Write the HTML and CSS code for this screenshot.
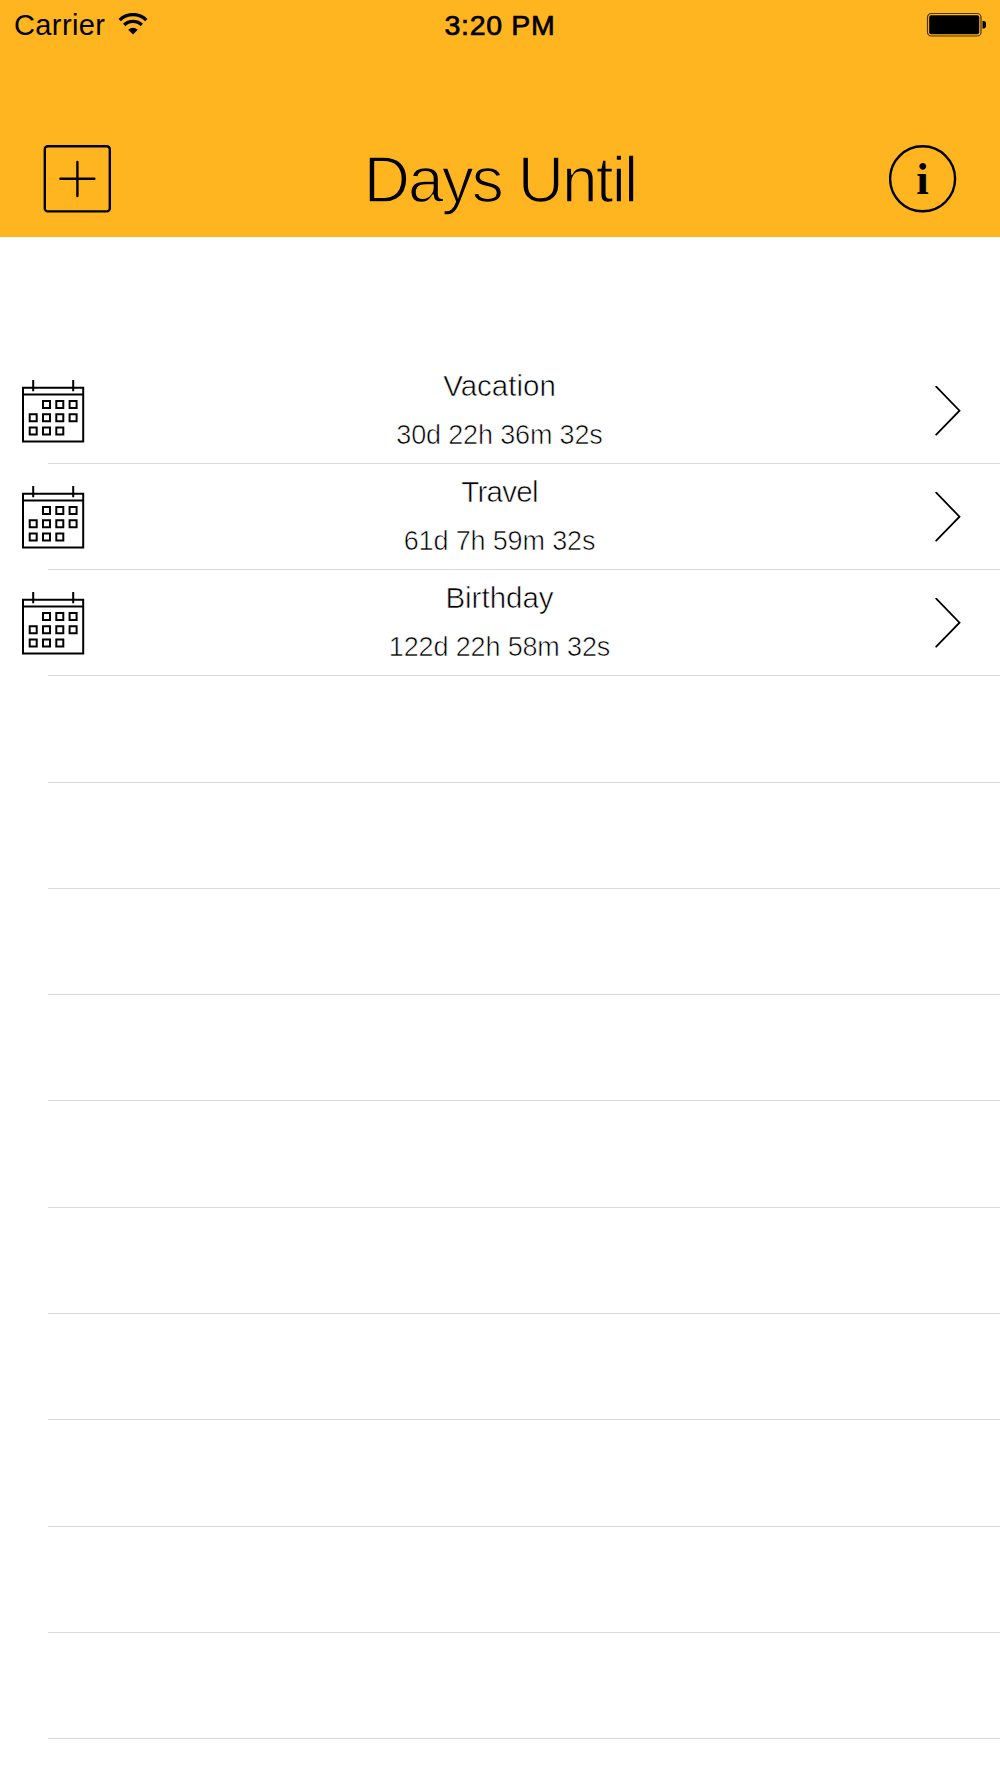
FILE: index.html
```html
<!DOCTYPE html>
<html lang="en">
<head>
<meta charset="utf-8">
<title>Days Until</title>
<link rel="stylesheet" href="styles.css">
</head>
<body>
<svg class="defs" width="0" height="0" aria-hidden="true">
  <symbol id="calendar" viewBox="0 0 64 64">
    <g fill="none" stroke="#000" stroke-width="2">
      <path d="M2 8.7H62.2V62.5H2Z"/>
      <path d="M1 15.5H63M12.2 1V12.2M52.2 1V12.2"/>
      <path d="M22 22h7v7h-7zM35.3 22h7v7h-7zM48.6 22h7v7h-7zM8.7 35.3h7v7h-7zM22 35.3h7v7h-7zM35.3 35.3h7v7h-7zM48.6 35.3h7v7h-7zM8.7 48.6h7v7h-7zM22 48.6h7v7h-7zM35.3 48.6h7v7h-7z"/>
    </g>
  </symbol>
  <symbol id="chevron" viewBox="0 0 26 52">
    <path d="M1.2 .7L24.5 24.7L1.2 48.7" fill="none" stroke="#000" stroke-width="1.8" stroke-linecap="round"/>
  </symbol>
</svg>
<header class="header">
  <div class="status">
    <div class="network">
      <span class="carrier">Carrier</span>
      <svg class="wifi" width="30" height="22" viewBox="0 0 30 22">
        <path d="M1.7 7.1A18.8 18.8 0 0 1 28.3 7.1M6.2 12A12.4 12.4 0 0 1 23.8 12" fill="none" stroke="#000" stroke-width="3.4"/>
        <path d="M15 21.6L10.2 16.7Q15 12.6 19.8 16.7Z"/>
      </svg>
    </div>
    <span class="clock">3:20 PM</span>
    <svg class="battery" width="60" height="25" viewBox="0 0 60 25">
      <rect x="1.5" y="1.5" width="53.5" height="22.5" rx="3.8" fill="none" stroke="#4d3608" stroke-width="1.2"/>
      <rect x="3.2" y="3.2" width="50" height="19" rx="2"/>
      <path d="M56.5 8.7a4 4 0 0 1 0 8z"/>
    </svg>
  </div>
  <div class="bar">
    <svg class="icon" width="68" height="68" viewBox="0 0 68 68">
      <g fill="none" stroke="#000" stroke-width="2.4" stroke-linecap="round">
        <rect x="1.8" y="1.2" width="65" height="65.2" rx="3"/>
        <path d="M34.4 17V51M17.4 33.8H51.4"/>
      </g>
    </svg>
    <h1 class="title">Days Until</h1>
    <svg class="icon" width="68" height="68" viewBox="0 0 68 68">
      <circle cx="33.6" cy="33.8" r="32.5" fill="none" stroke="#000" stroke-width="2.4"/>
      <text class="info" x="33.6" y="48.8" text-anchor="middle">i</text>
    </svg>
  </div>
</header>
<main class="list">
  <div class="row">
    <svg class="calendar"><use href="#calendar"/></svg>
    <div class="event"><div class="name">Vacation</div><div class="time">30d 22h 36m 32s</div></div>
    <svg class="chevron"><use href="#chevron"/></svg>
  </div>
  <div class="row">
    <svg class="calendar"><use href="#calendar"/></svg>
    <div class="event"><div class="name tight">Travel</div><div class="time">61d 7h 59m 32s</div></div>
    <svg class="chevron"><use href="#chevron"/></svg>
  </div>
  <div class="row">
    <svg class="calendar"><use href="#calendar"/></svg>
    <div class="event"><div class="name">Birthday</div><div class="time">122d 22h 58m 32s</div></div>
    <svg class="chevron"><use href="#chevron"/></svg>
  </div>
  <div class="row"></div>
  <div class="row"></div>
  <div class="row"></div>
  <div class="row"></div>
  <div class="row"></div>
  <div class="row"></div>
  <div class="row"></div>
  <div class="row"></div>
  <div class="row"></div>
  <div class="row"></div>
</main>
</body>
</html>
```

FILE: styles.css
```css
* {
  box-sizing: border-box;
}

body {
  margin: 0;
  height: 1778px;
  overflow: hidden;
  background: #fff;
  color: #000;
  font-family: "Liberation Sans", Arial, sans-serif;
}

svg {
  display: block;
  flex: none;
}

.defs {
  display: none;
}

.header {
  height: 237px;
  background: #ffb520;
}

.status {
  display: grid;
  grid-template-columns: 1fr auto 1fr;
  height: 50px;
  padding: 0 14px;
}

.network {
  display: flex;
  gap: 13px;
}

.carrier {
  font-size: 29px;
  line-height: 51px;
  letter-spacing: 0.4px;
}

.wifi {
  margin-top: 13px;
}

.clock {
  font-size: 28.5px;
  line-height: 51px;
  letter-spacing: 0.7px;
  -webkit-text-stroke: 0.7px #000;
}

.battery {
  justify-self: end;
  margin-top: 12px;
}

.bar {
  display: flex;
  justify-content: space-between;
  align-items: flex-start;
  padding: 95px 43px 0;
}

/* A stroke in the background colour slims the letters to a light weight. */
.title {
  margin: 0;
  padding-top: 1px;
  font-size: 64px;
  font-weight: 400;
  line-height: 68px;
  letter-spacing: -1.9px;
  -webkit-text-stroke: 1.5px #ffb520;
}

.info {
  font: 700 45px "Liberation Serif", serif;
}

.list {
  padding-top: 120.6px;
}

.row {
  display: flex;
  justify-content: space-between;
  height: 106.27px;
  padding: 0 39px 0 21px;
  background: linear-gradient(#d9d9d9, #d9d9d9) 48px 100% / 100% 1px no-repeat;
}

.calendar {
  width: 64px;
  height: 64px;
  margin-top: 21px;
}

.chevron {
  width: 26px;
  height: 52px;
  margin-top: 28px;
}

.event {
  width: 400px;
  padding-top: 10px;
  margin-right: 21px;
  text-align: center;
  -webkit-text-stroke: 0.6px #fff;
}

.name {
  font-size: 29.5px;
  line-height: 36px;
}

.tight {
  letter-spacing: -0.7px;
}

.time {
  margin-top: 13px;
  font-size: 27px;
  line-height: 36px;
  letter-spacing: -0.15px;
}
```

^^^^

## What the task asks
Skip the pictures, then retype every line above exactly.

## Written reply
Write the HTML and CSS code for this screenshot.
FILE: index.html
```html
<!DOCTYPE html>
<html lang="en">
<head>
<meta charset="utf-8">
<title>Days Until</title>
<link rel="stylesheet" href="styles.css">
</head>
<body>
<svg class="defs" width="0" height="0" aria-hidden="true">
  <symbol id="calendar" viewBox="0 0 64 64">
    <g fill="none" stroke="#000" stroke-width="2">
      <path d="M2 8.7H62.2V62.5H2Z"/>
      <path d="M1 15.5H63M12.2 1V12.2M52.2 1V12.2"/>
      <path d="M22 22h7v7h-7zM35.3 22h7v7h-7zM48.6 22h7v7h-7zM8.7 35.3h7v7h-7zM22 35.3h7v7h-7zM35.3 35.3h7v7h-7zM48.6 35.3h7v7h-7zM8.7 48.6h7v7h-7zM22 48.6h7v7h-7zM35.3 48.6h7v7h-7z"/>
    </g>
  </symbol>
  <symbol id="chevron" viewBox="0 0 26 52">
    <path d="M1.2 .7L24.5 24.7L1.2 48.7" fill="none" stroke="#000" stroke-width="1.8" stroke-linecap="round"/>
  </symbol>
</svg>
<header class="header">
  <div class="status">
    <div class="network">
      <span class="carrier">Carrier</span>
      <svg class="wifi" width="30" height="22" viewBox="0 0 30 22">
        <path d="M1.7 7.1A18.8 18.8 0 0 1 28.3 7.1M6.2 12A12.4 12.4 0 0 1 23.8 12" fill="none" stroke="#000" stroke-width="3.4"/>
        <path d="M15 21.6L10.2 16.7Q15 12.6 19.8 16.7Z"/>
      </svg>
    </div>
    <span class="clock">3:20 PM</span>
    <svg class="battery" width="60" height="25" viewBox="0 0 60 25">
      <rect x="1.5" y="1.5" width="53.5" height="22.5" rx="3.8" fill="none" stroke="#4d3608" stroke-width="1.2"/>
      <rect x="3.2" y="3.2" width="50" height="19" rx="2"/>
      <path d="M56.5 8.7a4 4 0 0 1 0 8z"/>
    </svg>
  </div>
  <div class="bar">
    <svg class="icon" width="68" height="68" viewBox="0 0 68 68">
      <g fill="none" stroke="#000" stroke-width="2.4" stroke-linecap="round">
        <rect x="1.8" y="1.2" width="65" height="65.2" rx="3"/>
        <path d="M34.4 17V51M17.4 33.8H51.4"/>
      </g>
    </svg>
    <h1 class="title">Days Until</h1>
    <svg class="icon" width="68" height="68" viewBox="0 0 68 68">
      <circle cx="33.6" cy="33.8" r="32.5" fill="none" stroke="#000" stroke-width="2.4"/>
      <text class="info" x="33.6" y="48.8" text-anchor="middle">i</text>
    </svg>
  </div>
</header>
<main class="list">
  <div class="row">
    <svg class="calendar"><use href="#calendar"/></svg>
    <div class="event"><div class="name">Vacation</div><div class="time">30d 22h 36m 32s</div></div>
    <svg class="chevron"><use href="#chevron"/></svg>
  </div>
  <div class="row">
    <svg class="calendar"><use href="#calendar"/></svg>
    <div class="event"><div class="name tight">Travel</div><div class="time">61d 7h 59m 32s</div></div>
    <svg class="chevron"><use href="#chevron"/></svg>
  </div>
  <div class="row">
    <svg class="calendar"><use href="#calendar"/></svg>
    <div class="event"><div class="name">Birthday</div><div class="time">122d 22h 58m 32s</div></div>
    <svg class="chevron"><use href="#chevron"/></svg>
  </div>
  <div class="row"></div>
  <div class="row"></div>
  <div class="row"></div>
  <div class="row"></div>
  <div class="row"></div>
  <div class="row"></div>
  <div class="row"></div>
  <div class="row"></div>
  <div class="row"></div>
  <div class="row"></div>
</main>
</body>
</html>
```

FILE: styles.css
```css
* {
  box-sizing: border-box;
}

body {
  margin: 0;
  height: 1778px;
  overflow: hidden;
  background: #fff;
  color: #000;
  font-family: "Liberation Sans", Arial, sans-serif;
}

svg {
  display: block;
  flex: none;
}

.defs {
  display: none;
}

.header {
  height: 237px;
  background: #ffb520;
}

.status {
  display: grid;
  grid-template-columns: 1fr auto 1fr;
  height: 50px;
  padding: 0 14px;
}

.network {
  display: flex;
  gap: 13px;
}

.carrier {
  font-size: 29px;
  line-height: 51px;
  letter-spacing: 0.4px;
}

.wifi {
  margin-top: 13px;
}

.clock {
  font-size: 28.5px;
  line-height: 51px;
  letter-spacing: 0.7px;
  -webkit-text-stroke: 0.7px #000;
}

.battery {
  justify-self: end;
  margin-top: 12px;
}

.bar {
  display: flex;
  justify-content: space-between;
  align-items: flex-start;
  padding: 95px 43px 0;
}

/* A stroke in the background colour slims the letters to a light weight. */
.title {
  margin: 0;
  padding-top: 1px;
  font-size: 64px;
  font-weight: 400;
  line-height: 68px;
  letter-spacing: -1.9px;
  -webkit-text-stroke: 1.5px #ffb520;
}

.info {
  font: 700 45px "Liberation Serif", serif;
}

.list {
  padding-top: 120.6px;
}

.row {
  display: flex;
  justify-content: space-between;
  height: 106.27px;
  padding: 0 39px 0 21px;
  background: linear-gradient(#d9d9d9, #d9d9d9) 48px 100% / 100% 1px no-repeat;
}

.calendar {
  width: 64px;
  height: 64px;
  margin-top: 21px;
}

.chevron {
  width: 26px;
  height: 52px;
  margin-top: 28px;
}

.event {
  width: 400px;
  padding-top: 10px;
  margin-right: 21px;
  text-align: center;
  -webkit-text-stroke: 0.6px #fff;
}

.name {
  font-size: 29.5px;
  line-height: 36px;
}

.tight {
  letter-spacing: -0.7px;
}

.time {
  margin-top: 13px;
  font-size: 27px;
  line-height: 36px;
  letter-spacing: -0.15px;
}
```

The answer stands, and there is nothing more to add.